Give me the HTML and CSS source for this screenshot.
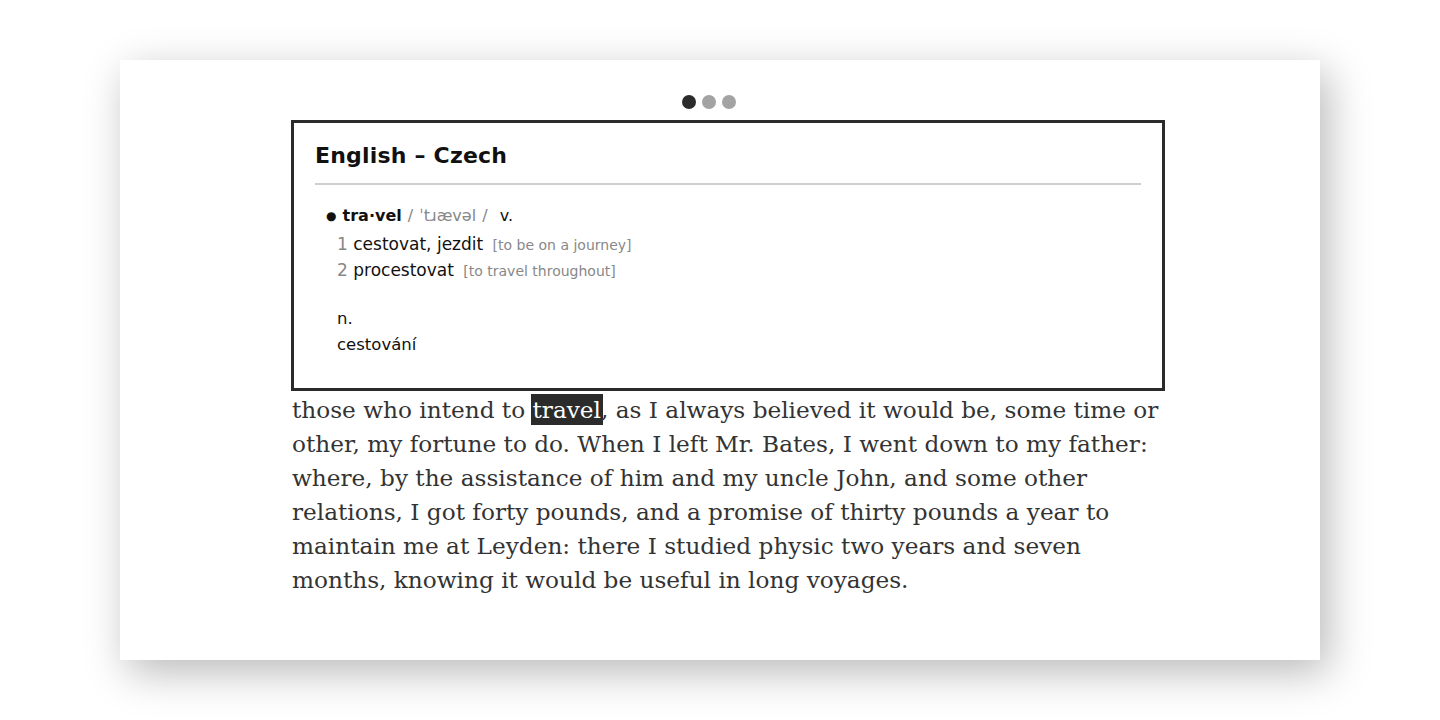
FILE: index.html
```html
<!DOCTYPE html>
<html>
<head>
<meta charset="utf-8">
<link rel="stylesheet" href="styles.css">
</head>
<body>
<div class="card">
  <div class="content">
    <div class="dots">
      <span class="dot dot-active"></span>
      <span class="dot"></span>
      <span class="dot"></span>
    </div>
    <div class="popup">
      <div class="popup-title">English – Czech</div>
      <div class="entry">
        <div class="headline"><span class="bullet">●</span> <span class="hw">tra·vel</span> <span class="pron">/ ˈtɹævəl /</span> <span class="pos">v.</span></div>
        <div class="sense first"><span class="num">1</span> <span class="tr">cestovat, jezdit</span> <span class="gloss">[to be on a journey]</span></div>
        <div class="sense"><span class="num">2</span> <span class="tr">procestovat</span> <span class="gloss">[to travel throughout]</span></div>
        <div class="noun">
          <div class="pos">n.</div>
          <div class="tr2">cestování</div>
        </div>
      </div>
    </div>
    <p class="text">those who intend to <span class="hl">travel</span>, as I always believed it would be, some time or other, my fortune to do. When I left Mr. Bates, I went down to my father: where, by the assistance of him and my uncle John, and some other relations, I got forty pounds, and a promise of thirty pounds a year to maintain me at Leyden: there I studied physic two years and seven months, knowing it would be useful in long voyages.</p>
  </div>
</div>
</body>
</html>
```

FILE: styles.css
```css
html, body {
  margin: 0;
  padding: 0;
  background: #fff;
}
body {
  width: 1440px;
  height: 720px;
  overflow: hidden;
  padding-top: 60px;
  box-sizing: border-box;
}
.card {
  width: 1200px;
  height: 600px;
  margin-left: 120px;
  background: #fff;
  box-shadow: 8px 12px 40px rgba(0, 0, 0, 0.28);
  box-sizing: border-box;
  padding: 35px 0 0 171px;
}
.content {
  width: 874px;
}
.dots {
  display: flex;
  gap: 6px;
  padding-left: 391px;
  height: 14px;
  margin-bottom: 11px;
}
.dot {
  width: 14px;
  height: 14px;
  border-radius: 50%;
  background: #a3a3a3;
}
.dot-active {
  background: #2b2b2b;
}
.popup {
  border: 3px solid #2b2b2b;
  height: 271px;
  box-sizing: border-box;
  padding: 18px 21px 0 21px;
  font-family: "DejaVu Sans", sans-serif;
  color: #111;
}
.popup-title {
  font-size: 22px;
  font-weight: bold;
  line-height: 30px;
  padding-bottom: 12px;
  border-bottom: 2px solid #cfcfcf;
  letter-spacing: 0.2px;
}
.entry {
  padding: 18px 0 0 11px;
  font-size: 16px;
}
.headline {
  line-height: 26px;
  word-spacing: 1px;
}
.bullet {
  font-size: 12px;
  position: relative;
  top: -1px;
}
.hw {
  font-weight: bold;
}
.pron {
  color: #888;
  margin-right: 6px;
}
.pos {
  color: #111;
}
.sense {
  padding-left: 11px;
  height: 26px;
  line-height: 26px;
  font-size: 17px;
}
.sense.first {
  margin-top: 1px;
}
.num {
  color: #888;
}
.gloss {
  color: #888;
  font-size: 14px;
  margin-left: 4px;
}
.noun {
  padding-left: 11px;
  margin-top: 23px;
}
.noun .pos, .noun .tr2 {
  line-height: 26px;
  font-size: 16.5px;
}
.text {
  margin: 2px 0 0 1px;
  font-family: "DejaVu Serif", serif;
  font-size: 23.2px;
  line-height: 34px;
  color: #333;
}
.hl {
  background: #2b2b2b;
  color: #fff;
  box-shadow: 0 0 0 2px #2b2b2b;
}
```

+===+

Print out the lines exactly, skipping any picture.

Answer for this exercise:
Give me the HTML and CSS source for this screenshot.
FILE: index.html
```html
<!DOCTYPE html>
<html>
<head>
<meta charset="utf-8">
<link rel="stylesheet" href="styles.css">
</head>
<body>
<div class="card">
  <div class="content">
    <div class="dots">
      <span class="dot dot-active"></span>
      <span class="dot"></span>
      <span class="dot"></span>
    </div>
    <div class="popup">
      <div class="popup-title">English – Czech</div>
      <div class="entry">
        <div class="headline"><span class="bullet">●</span> <span class="hw">tra·vel</span> <span class="pron">/ ˈtɹævəl /</span> <span class="pos">v.</span></div>
        <div class="sense first"><span class="num">1</span> <span class="tr">cestovat, jezdit</span> <span class="gloss">[to be on a journey]</span></div>
        <div class="sense"><span class="num">2</span> <span class="tr">procestovat</span> <span class="gloss">[to travel throughout]</span></div>
        <div class="noun">
          <div class="pos">n.</div>
          <div class="tr2">cestování</div>
        </div>
      </div>
    </div>
    <p class="text">those who intend to <span class="hl">travel</span>, as I always believed it would be, some time or other, my fortune to do. When I left Mr. Bates, I went down to my father: where, by the assistance of him and my uncle John, and some other relations, I got forty pounds, and a promise of thirty pounds a year to maintain me at Leyden: there I studied physic two years and seven months, knowing it would be useful in long voyages.</p>
  </div>
</div>
</body>
</html>
```

FILE: styles.css
```css
html, body {
  margin: 0;
  padding: 0;
  background: #fff;
}
body {
  width: 1440px;
  height: 720px;
  overflow: hidden;
  padding-top: 60px;
  box-sizing: border-box;
}
.card {
  width: 1200px;
  height: 600px;
  margin-left: 120px;
  background: #fff;
  box-shadow: 8px 12px 40px rgba(0, 0, 0, 0.28);
  box-sizing: border-box;
  padding: 35px 0 0 171px;
}
.content {
  width: 874px;
}
.dots {
  display: flex;
  gap: 6px;
  padding-left: 391px;
  height: 14px;
  margin-bottom: 11px;
}
.dot {
  width: 14px;
  height: 14px;
  border-radius: 50%;
  background: #a3a3a3;
}
.dot-active {
  background: #2b2b2b;
}
.popup {
  border: 3px solid #2b2b2b;
  height: 271px;
  box-sizing: border-box;
  padding: 18px 21px 0 21px;
  font-family: "DejaVu Sans", sans-serif;
  color: #111;
}
.popup-title {
  font-size: 22px;
  font-weight: bold;
  line-height: 30px;
  padding-bottom: 12px;
  border-bottom: 2px solid #cfcfcf;
  letter-spacing: 0.2px;
}
.entry {
  padding: 18px 0 0 11px;
  font-size: 16px;
}
.headline {
  line-height: 26px;
  word-spacing: 1px;
}
.bullet {
  font-size: 12px;
  position: relative;
  top: -1px;
}
.hw {
  font-weight: bold;
}
.pron {
  color: #888;
  margin-right: 6px;
}
.pos {
  color: #111;
}
.sense {
  padding-left: 11px;
  height: 26px;
  line-height: 26px;
  font-size: 17px;
}
.sense.first {
  margin-top: 1px;
}
.num {
  color: #888;
}
.gloss {
  color: #888;
  font-size: 14px;
  margin-left: 4px;
}
.noun {
  padding-left: 11px;
  margin-top: 23px;
}
.noun .pos, .noun .tr2 {
  line-height: 26px;
  font-size: 16.5px;
}
.text {
  margin: 2px 0 0 1px;
  font-family: "DejaVu Serif", serif;
  font-size: 23.2px;
  line-height: 34px;
  color: #333;
}
.hl {
  background: #2b2b2b;
  color: #fff;
  box-shadow: 0 0 0 2px #2b2b2b;
}
```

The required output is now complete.